_What to work on_
Extract only the lines from the start of the entries below to the line with "const [includeUnscheduled, setIncludeUnscheduled]", inclusive; omit every picture.

_Records supplied_
=-=-=-=-=
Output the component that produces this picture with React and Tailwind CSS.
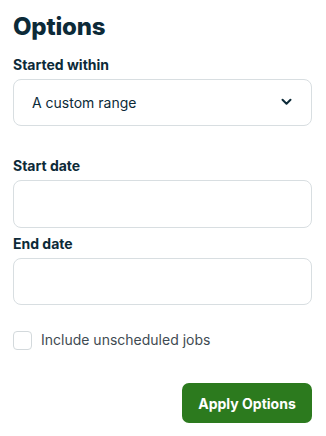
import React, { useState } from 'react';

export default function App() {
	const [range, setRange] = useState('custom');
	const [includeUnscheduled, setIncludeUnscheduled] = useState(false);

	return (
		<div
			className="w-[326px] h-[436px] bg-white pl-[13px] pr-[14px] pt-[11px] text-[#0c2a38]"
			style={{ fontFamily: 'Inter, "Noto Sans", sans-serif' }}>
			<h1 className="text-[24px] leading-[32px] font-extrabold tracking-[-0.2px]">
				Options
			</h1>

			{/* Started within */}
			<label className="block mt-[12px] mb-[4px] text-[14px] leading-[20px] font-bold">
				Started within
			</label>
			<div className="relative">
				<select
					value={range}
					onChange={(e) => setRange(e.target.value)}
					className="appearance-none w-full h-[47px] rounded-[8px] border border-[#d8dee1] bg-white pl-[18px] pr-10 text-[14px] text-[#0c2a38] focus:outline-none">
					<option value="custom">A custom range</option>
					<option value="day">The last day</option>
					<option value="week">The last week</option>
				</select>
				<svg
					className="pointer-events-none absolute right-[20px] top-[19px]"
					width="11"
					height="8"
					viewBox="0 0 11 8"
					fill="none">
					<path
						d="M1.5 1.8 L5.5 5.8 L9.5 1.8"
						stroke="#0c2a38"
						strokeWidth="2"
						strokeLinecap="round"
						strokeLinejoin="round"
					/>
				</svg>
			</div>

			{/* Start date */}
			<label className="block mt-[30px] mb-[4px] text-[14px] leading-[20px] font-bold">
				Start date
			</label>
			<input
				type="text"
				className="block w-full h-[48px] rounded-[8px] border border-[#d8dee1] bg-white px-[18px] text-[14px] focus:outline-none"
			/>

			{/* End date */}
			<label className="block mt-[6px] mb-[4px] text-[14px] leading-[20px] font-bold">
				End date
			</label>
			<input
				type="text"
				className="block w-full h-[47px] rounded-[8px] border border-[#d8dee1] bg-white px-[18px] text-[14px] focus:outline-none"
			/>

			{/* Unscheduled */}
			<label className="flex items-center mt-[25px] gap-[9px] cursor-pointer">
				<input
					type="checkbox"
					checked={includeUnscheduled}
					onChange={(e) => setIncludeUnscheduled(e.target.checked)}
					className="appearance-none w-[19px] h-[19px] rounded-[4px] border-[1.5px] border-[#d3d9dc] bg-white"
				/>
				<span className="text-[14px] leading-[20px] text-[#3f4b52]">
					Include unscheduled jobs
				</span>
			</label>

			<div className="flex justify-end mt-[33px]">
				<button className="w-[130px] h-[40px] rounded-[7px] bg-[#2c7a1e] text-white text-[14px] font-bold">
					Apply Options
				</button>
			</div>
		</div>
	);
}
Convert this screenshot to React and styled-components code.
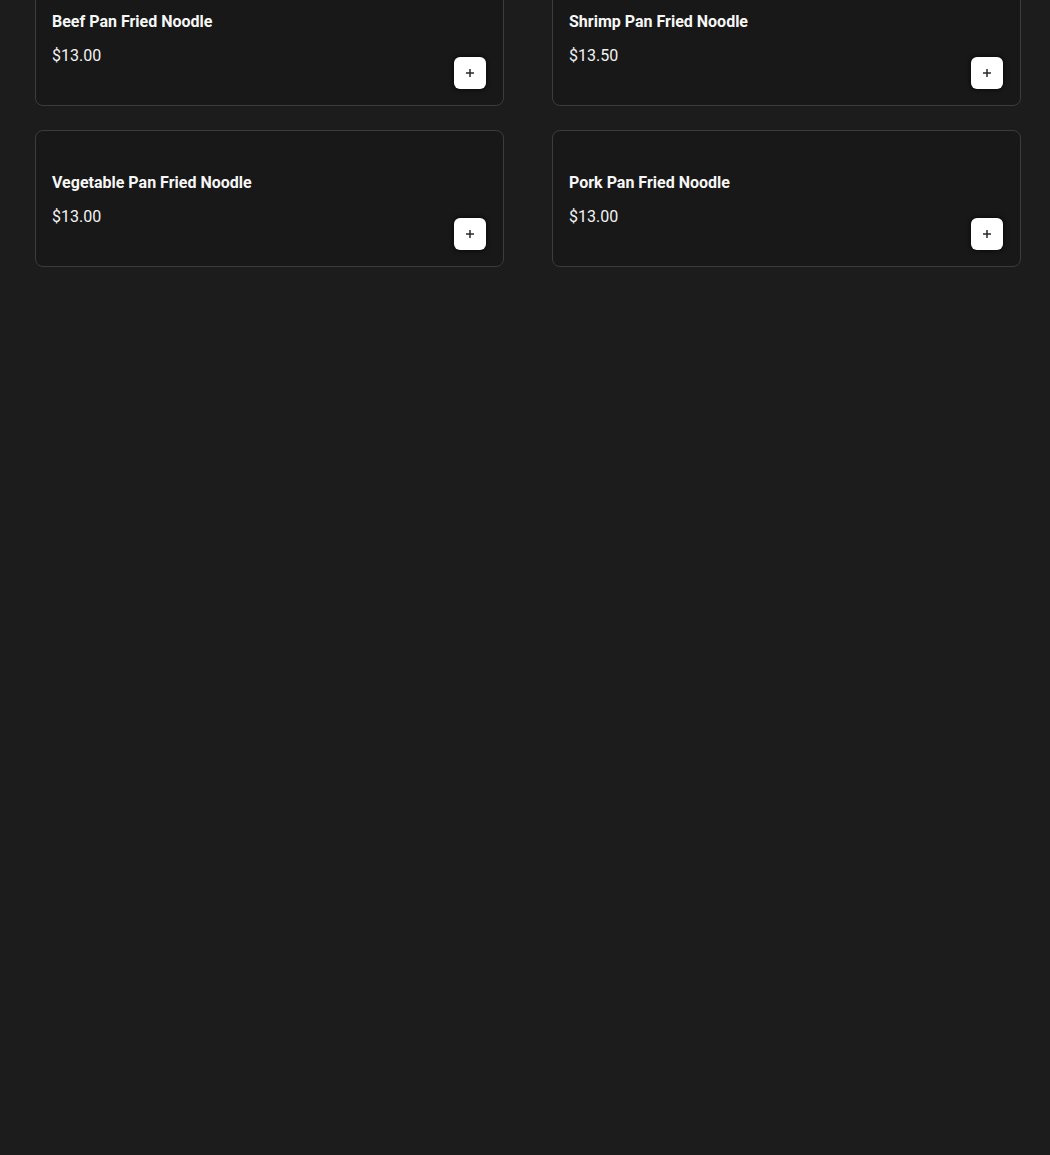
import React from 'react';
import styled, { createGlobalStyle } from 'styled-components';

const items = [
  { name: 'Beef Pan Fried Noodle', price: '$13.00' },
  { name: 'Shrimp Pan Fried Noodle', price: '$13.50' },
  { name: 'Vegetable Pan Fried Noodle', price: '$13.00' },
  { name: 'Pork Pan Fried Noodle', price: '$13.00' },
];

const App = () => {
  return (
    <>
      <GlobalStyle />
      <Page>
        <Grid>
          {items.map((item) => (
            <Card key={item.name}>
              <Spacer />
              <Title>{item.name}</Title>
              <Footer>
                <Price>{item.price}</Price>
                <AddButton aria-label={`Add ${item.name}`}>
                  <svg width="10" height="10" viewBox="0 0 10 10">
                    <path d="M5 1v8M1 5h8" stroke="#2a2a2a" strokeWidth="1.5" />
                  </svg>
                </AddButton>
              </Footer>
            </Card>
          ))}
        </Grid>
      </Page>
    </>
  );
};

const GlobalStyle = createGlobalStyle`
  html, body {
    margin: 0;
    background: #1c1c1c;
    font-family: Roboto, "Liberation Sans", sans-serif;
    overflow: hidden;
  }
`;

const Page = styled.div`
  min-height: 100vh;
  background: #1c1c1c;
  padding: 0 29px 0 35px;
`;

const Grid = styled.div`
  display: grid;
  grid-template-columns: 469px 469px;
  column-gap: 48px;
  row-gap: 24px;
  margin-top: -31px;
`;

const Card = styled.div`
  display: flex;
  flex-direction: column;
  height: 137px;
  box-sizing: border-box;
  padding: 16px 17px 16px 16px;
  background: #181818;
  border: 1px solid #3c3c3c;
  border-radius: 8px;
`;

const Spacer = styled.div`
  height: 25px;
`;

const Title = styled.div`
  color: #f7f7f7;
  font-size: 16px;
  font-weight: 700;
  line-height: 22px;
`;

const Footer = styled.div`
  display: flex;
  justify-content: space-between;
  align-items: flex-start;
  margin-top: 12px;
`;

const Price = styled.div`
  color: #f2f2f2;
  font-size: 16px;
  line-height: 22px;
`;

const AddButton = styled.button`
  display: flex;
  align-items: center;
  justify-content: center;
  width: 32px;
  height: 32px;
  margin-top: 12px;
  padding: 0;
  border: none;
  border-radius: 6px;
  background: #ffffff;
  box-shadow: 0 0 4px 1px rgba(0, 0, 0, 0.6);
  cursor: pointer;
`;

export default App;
=-=-=-=-=
_Response to this task_
Output the component that produces this picture with React and Tailwind CSS.
import React, { useState } from 'react';

export default function App() {
	const [range, setRange] = useState('custom');
	const [includeUnscheduled, setIncludeUnscheduled] = useState(false);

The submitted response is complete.